La causalité tourne en rond, le temps se fige et Kemal finit par se demander pourquoi Allah le tourmente de cette façon.
Mais outre sa réflexion sur l'inéluctabilité du Destin, le récit se permet de raconter le récit d'un homme à la fois tout à fait extraordinaire et complètement banal. Kemal est un personnage émouvant, à la fois sauveur et martyr, témoin et acteur.

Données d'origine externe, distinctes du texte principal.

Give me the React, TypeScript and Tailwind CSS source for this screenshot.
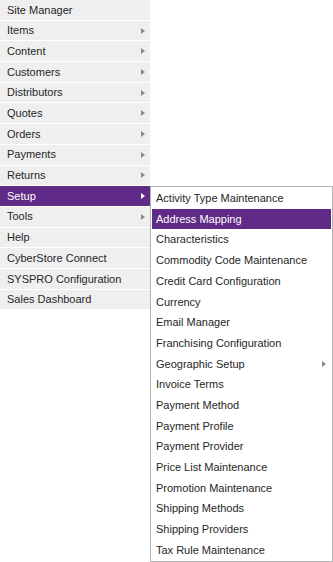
const mainItems: { label: string; sub?: boolean; active?: boolean }[] = [
  { label: "Site Manager" },
  { label: "Items", sub: true },
  { label: "Content", sub: true },
  { label: "Customers", sub: true },
  { label: "Distributors", sub: true },
  { label: "Quotes", sub: true },
  { label: "Orders", sub: true },
  { label: "Payments", sub: true },
  { label: "Returns", sub: true },
  { label: "Setup", sub: true, active: true },
  { label: "Tools", sub: true },
  { label: "Help" },
  { label: "CyberStore Connect" },
  { label: "SYSPRO Configuration" },
  { label: "Sales Dashboard" },
];

const setupItems: { label: string; sub?: boolean; active?: boolean }[] = [
  { label: "Activity Type Maintenance" },
  { label: "Address Mapping", active: true },
  { label: "Characteristics" },
  { label: "Commodity Code Maintenance" },
  { label: "Credit Card Configuration" },
  { label: "Currency" },
  { label: "Email Manager" },
  { label: "Franchising Configuration" },
  { label: "Geographic Setup", sub: true },
  { label: "Invoice Terms" },
  { label: "Payment Method" },
  { label: "Payment Profile" },
  { label: "Payment Provider" },
  { label: "Price List Maintenance" },
  { label: "Promotion Maintenance" },
  { label: "Shipping Methods" },
  { label: "Shipping Providers" },
  { label: "Tax Rule Maintenance" },
];

function Arrow({ light }: { light?: boolean }) {
  return (
    <svg width="4" height="6" viewBox="0 0 4 6" className="shrink-0">
      <path d="M0 0 L4 3 L0 6 Z" fill={light ? "#ffffff" : "#8a8a8a"} />
    </svg>
  );
}

export default function App() {
  return (
    <div
      className="relative w-[333px] h-[562px] bg-white text-[11px] text-[#262626]"
      style={{ fontFamily: '"Liberation Sans", Arial, sans-serif' }}
    >
      {/* main menu */}
      <ul className="w-[150px] flex flex-col">
        {mainItems.map((m) => (
          <li
            key={m.label}
            className={
              "h-[20.7px] flex items-center justify-between pl-[7px] pr-[5px] border-b border-white " +
              (m.active ? "bg-[#5f2b86] text-white" : "bg-[#efefef]")
            }
          >
            <span>{m.label}</span>
            {m.sub && <Arrow light={m.active} />}
          </li>
        ))}
      </ul>

      {/* Setup flyout */}
      <ul className="absolute left-[150px] top-[186px] w-[183px] border border-[#b4b4b4] bg-white p-px flex flex-col">
        {setupItems.map((s) => (
          <li
            key={s.label}
            className={
              "h-[20.7px] flex items-center justify-between pl-[4px] pr-[5px] " +
              (s.active ? "bg-[#5f2b86] text-white" : "")
            }
          >
            <span>{s.label}</span>
            {s.sub && <Arrow />}
          </li>
        ))}
      </ul>
    </div>
  );
}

Il est un instrument entre les mains d'Allah, de Dieu, du Temps, du Destin…et des Rémy aux-même qui, en un sens, finissent par être les ultimes maîtres de cette vie de papier.

Déjouer le Destin
Dans la seconde histoire, Yves et Ada Rémy poussent plus loin leur expérimentation littéraire autour du Destin en resserrant leur intrigue sur le sort des enfants du vizir Fares Ibn Meïmoun, celui-là même qui occupait la dernière étape du voyage du prophète Kemal bin Taïmour.
Alors qu'un a prédit la mort de ses huit enfants, le vizir s'entête à tromper le Destin en les cachant au milieu du désert. C'est l'occasion cette fois pour les auteurs français de s'amuser avec leur concept et de l'installer de façon théâtrale, floutant encore davantage la frontière entre leur rôle d'écrivains et celui du Destin créateur. Moins dépaysant mais certainement plus tendu que le précédent récit, cet affrontement convoque créatures surnaturelles et mirages pour montrer que le démon véritable n'est pas forcément celui qui ôte la vie à la fin. de nouveau, Yves et Ada Rémy font merveille dans leur façon de dresser un décor oriental et de l'intégrer dans une histoire plus vaste et plus subtile qu'il n'y paraît de prime abord. Dépaysement garanti.

Avec ces deux récits, Yves et Ada Rémy prouvent qu'ils sont de grands conteurs. Poétique, intelligent, subtil et envoûtant, le Prophète et le Vizir s'amuse avec l'Histoire et la vie des hommes pour s'interroger sur le poids de nos actes et de nos paroles à travers le temps. On en ressort songeurs et charmés.